* **Stated task**
Copy the lines below as they are; omit the images they contain.
========================================
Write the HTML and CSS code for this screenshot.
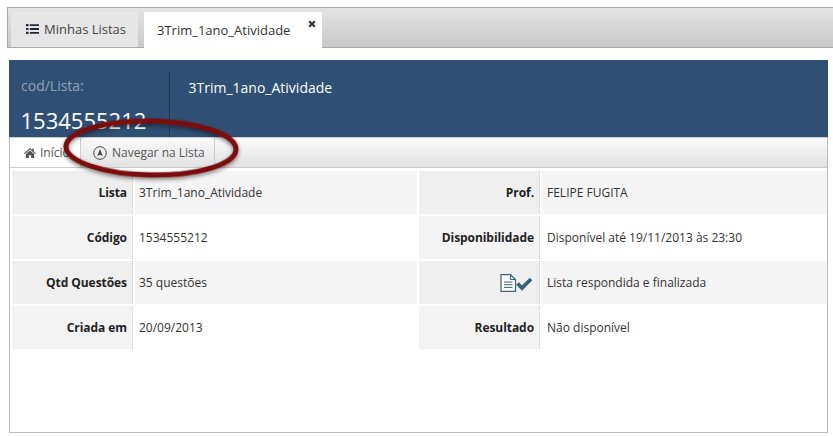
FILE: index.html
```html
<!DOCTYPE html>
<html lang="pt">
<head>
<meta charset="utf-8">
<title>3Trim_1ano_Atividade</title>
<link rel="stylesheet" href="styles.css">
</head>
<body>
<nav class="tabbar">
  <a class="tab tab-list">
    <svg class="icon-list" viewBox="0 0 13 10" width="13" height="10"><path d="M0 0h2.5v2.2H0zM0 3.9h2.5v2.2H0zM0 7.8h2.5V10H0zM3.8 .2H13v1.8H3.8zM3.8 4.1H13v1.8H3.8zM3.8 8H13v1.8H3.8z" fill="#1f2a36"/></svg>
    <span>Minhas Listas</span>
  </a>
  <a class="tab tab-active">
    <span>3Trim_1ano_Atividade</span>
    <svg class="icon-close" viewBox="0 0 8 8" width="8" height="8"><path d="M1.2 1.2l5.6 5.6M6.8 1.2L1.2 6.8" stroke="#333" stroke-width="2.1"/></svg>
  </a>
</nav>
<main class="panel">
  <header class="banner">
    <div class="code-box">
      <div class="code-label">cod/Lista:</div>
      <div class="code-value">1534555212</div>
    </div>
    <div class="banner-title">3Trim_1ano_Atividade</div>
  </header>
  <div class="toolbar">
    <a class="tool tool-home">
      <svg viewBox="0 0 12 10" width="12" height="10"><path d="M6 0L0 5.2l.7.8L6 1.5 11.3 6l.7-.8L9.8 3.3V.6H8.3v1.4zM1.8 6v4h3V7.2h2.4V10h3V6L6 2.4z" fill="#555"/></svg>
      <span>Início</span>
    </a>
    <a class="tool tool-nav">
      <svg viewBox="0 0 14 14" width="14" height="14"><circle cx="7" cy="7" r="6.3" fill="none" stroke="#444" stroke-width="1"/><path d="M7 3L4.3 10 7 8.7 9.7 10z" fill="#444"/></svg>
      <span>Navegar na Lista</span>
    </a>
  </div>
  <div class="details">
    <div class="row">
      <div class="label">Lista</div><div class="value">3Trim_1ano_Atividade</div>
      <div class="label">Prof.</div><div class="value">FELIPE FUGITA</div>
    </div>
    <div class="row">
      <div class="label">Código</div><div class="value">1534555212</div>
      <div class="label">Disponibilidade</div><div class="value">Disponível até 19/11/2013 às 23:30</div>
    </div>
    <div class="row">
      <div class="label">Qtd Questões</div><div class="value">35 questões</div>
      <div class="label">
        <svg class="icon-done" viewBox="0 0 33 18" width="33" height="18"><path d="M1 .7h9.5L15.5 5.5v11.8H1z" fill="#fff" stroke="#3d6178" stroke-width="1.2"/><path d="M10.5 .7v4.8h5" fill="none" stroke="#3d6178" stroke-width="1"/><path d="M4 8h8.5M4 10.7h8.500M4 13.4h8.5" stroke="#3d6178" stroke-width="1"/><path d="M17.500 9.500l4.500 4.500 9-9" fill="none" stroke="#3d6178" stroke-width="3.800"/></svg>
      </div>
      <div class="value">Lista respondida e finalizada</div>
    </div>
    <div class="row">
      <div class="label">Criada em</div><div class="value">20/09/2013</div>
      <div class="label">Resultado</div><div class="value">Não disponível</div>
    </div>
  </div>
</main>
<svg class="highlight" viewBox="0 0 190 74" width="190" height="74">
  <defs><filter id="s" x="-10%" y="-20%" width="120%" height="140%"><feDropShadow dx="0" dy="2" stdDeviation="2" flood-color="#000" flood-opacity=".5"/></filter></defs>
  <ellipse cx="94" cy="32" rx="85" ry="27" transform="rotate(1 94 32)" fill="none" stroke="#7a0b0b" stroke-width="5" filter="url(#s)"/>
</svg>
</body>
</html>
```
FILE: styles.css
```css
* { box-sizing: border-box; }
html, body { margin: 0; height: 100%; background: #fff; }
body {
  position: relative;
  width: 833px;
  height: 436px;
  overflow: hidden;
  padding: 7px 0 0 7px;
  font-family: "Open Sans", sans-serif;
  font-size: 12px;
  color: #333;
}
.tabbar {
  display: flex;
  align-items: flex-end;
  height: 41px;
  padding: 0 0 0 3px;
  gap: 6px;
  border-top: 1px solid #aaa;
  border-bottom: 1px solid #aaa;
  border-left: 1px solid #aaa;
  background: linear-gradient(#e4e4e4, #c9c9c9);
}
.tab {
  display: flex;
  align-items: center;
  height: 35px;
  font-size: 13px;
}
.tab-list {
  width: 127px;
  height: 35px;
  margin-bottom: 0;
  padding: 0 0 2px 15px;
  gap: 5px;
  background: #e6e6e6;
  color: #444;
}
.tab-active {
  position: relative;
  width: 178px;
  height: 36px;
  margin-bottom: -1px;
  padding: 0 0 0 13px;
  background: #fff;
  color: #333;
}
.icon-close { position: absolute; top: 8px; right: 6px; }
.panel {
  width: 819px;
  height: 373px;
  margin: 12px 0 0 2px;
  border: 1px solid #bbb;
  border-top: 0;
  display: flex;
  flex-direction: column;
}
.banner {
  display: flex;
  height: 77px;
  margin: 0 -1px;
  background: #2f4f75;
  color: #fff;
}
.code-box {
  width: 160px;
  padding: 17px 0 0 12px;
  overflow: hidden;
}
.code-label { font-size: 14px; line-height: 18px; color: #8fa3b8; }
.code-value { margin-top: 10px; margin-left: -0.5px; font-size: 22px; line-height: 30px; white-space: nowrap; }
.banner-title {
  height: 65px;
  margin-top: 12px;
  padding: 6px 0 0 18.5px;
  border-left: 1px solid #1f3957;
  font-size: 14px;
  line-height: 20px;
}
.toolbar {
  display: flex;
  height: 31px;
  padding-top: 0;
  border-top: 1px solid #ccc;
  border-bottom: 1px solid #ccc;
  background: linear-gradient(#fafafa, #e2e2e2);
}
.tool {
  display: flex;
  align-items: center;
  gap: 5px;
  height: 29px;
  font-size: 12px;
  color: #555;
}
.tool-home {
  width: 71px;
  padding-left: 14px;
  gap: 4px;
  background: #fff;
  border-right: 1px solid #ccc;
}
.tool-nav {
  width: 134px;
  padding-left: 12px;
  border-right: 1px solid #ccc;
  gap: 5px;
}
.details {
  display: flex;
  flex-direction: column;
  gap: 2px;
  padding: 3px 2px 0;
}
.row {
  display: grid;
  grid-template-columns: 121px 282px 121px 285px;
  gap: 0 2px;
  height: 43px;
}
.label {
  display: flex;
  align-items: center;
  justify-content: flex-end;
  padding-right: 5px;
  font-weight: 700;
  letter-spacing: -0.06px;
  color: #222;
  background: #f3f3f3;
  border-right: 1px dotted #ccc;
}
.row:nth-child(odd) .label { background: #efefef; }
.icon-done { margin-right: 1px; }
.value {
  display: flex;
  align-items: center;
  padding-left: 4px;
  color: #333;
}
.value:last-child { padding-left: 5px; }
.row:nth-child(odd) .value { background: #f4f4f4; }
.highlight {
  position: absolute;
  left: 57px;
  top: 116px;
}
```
========================================
* **Correct answer**
Write the HTML and CSS code for this screenshot.
FILE: index.html
```html
<!DOCTYPE html>
<html lang="pt">
<head>
<meta charset="utf-8">
<title>3Trim_1ano_Atividade</title>
<link rel="stylesheet" href="styles.css">
</head>
<body>
<nav class="tabbar">
  <a class="tab tab-list">
    <svg class="icon-list" viewBox="0 0 13 10" width="13" height="10"><path d="M0 0h2.5v2.2H0zM0 3.9h2.5v2.2H0zM0 7.8h2.5V10H0zM3.8 .2H13v1.8H3.8zM3.8 4.1H13v1.8H3.8zM3.8 8H13v1.8H3.8z" fill="#1f2a36"/></svg>
    <span>Minhas Listas</span>
  </a>
  <a class="tab tab-active">
    <span>3Trim_1ano_Atividade</span>
    <svg class="icon-close" viewBox="0 0 8 8" width="8" height="8"><path d="M1.2 1.2l5.6 5.6M6.8 1.2L1.2 6.8" stroke="#333" stroke-width="2.1"/></svg>
  </a>
</nav>
<main class="panel">
  <header class="banner">
    <div class="code-box">
      <div class="code-label">cod/Lista:</div>
      <div class="code-value">1534555212</div>
    </div>
    <div class="banner-title">3Trim_1ano_Atividade</div>
  </header>
  <div class="toolbar">
    <a class="tool tool-home">
      <svg viewBox="0 0 12 10" width="12" height="10"><path d="M6 0L0 5.2l.7.8L6 1.5 11.3 6l.7-.8L9.8 3.3V.6H8.3v1.4zM1.8 6v4h3V7.2h2.4V10h3V6L6 2.4z" fill="#555"/></svg>
      <span>Início</span>
    </a>
    <a class="tool tool-nav">
      <svg viewBox="0 0 14 14" width="14" height="14"><circle cx="7" cy="7" r="6.3" fill="none" stroke="#444" stroke-width="1"/><path d="M7 3L4.3 10 7 8.7 9.7 10z" fill="#444"/></svg>
      <span>Navegar na Lista</span>
    </a>
  </div>
  <div class="details">
    <div class="row">
      <div class="label">Lista</div><div class="value">3Trim_1ano_Atividade</div>
      <div class="label">Prof.</div><div class="value">FELIPE FUGITA</div>
    </div>
    <div class="row">
      <div class="label">Código</div><div class="value">1534555212</div>
      <div class="label">Disponibilidade</div><div class="value">Disponível até 19/11/2013 às 23:30</div>
    </div>
    <div class="row">
      <div class="label">Qtd Questões</div><div class="value">35 questões</div>
      <div class="label">
        <svg class="icon-done" viewBox="0 0 33 18" width="33" height="18"><path d="M1 .7h9.5L15.5 5.5v11.8H1z" fill="#fff" stroke="#3d6178" stroke-width="1.2"/><path d="M10.5 .7v4.8h5" fill="none" stroke="#3d6178" stroke-width="1"/><path d="M4 8h8.5M4 10.7h8.500M4 13.4h8.5" stroke="#3d6178" stroke-width="1"/><path d="M17.500 9.500l4.500 4.500 9-9" fill="none" stroke="#3d6178" stroke-width="3.800"/></svg>
      </div>
      <div class="value">Lista respondida e finalizada</div>
    </div>
    <div class="row">
      <div class="label">Criada em</div><div class="value">20/09/2013</div>
      <div class="label">Resultado</div><div class="value">Não disponível</div>
    </div>
  </div>
</main>
<svg class="highlight" viewBox="0 0 190 74" width="190" height="74">
  <defs><filter id="s" x="-10%" y="-20%" width="120%" height="140%"><feDropShadow dx="0" dy="2" stdDeviation="2" flood-color="#000" flood-opacity=".5"/></filter></defs>
  <ellipse cx="94" cy="32" rx="85" ry="27" transform="rotate(1 94 32)" fill="none" stroke="#7a0b0b" stroke-width="5" filter="url(#s)"/>
</svg>
</body>
</html>
```
FILE: styles.css
```css
* { box-sizing: border-box; }
html, body { margin: 0; height: 100%; background: #fff; }
body {
  position: relative;
  width: 833px;
  height: 436px;
  overflow: hidden;
  padding: 7px 0 0 7px;
  font-family: "Open Sans", sans-serif;
  font-size: 12px;
  color: #333;
}
.tabbar {
  display: flex;
  align-items: flex-end;
  height: 41px;
  padding: 0 0 0 3px;
  gap: 6px;
  border-top: 1px solid #aaa;
  border-bottom: 1px solid #aaa;
  border-left: 1px solid #aaa;
  background: linear-gradient(#e4e4e4, #c9c9c9);
}
.tab {
  display: flex;
  align-items: center;
  height: 35px;
  font-size: 13px;
}
.tab-list {
  width: 127px;
  height: 35px;
  margin-bottom: 0;
  padding: 0 0 2px 15px;
  gap: 5px;
  background: #e6e6e6;
  color: #444;
}
.tab-active {
  position: relative;
  width: 178px;
  height: 36px;
  margin-bottom: -1px;
  padding: 0 0 0 13px;
  background: #fff;
  color: #333;
}
.icon-close { position: absolute; top: 8px; right: 6px; }
.panel {
  width: 819px;
  height: 373px;
  margin: 12px 0 0 2px;
  border: 1px solid #bbb;
  border-top: 0;
  display: flex;
  flex-direction: column;
}
.banner {
  display: flex;
  height: 77px;
  margin: 0 -1px;
  background: #2f4f75;
  color: #fff;
}
.code-box {
  width: 160px;
  padding: 17px 0 0 12px;
  overflow: hidden;
}
.code-label { font-size: 14px; line-height: 18px; color: #8fa3b8; }
.code-value { margin-top: 10px; margin-left: -0.5px; font-size: 22px; line-height: 30px; white-space: nowrap; }
.banner-title {
  height: 65px;
  margin-top: 12px;
  padding: 6px 0 0 18.5px;
  border-left: 1px solid #1f3957;
  font-size: 14px;
  line-height: 20px;
}
.toolbar {
  display: flex;
  height: 31px;
  padding-top: 0;
  border-top: 1px solid #ccc;
  border-bottom: 1px solid #ccc;
  background: linear-gradient(#fafafa, #e2e2e2);
}
.tool {
  display: flex;
  align-items: center;
  gap: 5px;
  height: 29px;
  font-size: 12px;
  color: #555;
}
.tool-home {
  width: 71px;
  padding-left: 14px;
  gap: 4px;
  background: #fff;
  border-right: 1px solid #ccc;
}
.tool-nav {
  width: 134px;
  padding-left: 12px;
  border-right: 1px solid #ccc;
  gap: 5px;
}
.details {
  display: flex;
  flex-direction: column;
  gap: 2px;
  padding: 3px 2px 0;
}
.row {
  display: grid;
  grid-template-columns: 121px 282px 121px 285px;
  gap: 0 2px;
  height: 43px;
}
.label {
  display: flex;
  align-items: center;
  justify-content: flex-end;
  padding-right: 5px;
  font-weight: 700;
  letter-spacing: -0.06px;
  color: #222;
  background: #f3f3f3;
  border-right: 1px dotted #ccc;
}
.row:nth-child(odd) .label { background: #efefef; }
.icon-done { margin-right: 1px; }
.value {
  display: flex;
  align-items: center;
  padding-left: 4px;
  color: #333;
}
.value:last-child { padding-left: 5px; }
.row:nth-child(odd) .value { background: #f4f4f4; }
.highlight {
  position: absolute;
  left: 57px;
  top: 116px;
}
```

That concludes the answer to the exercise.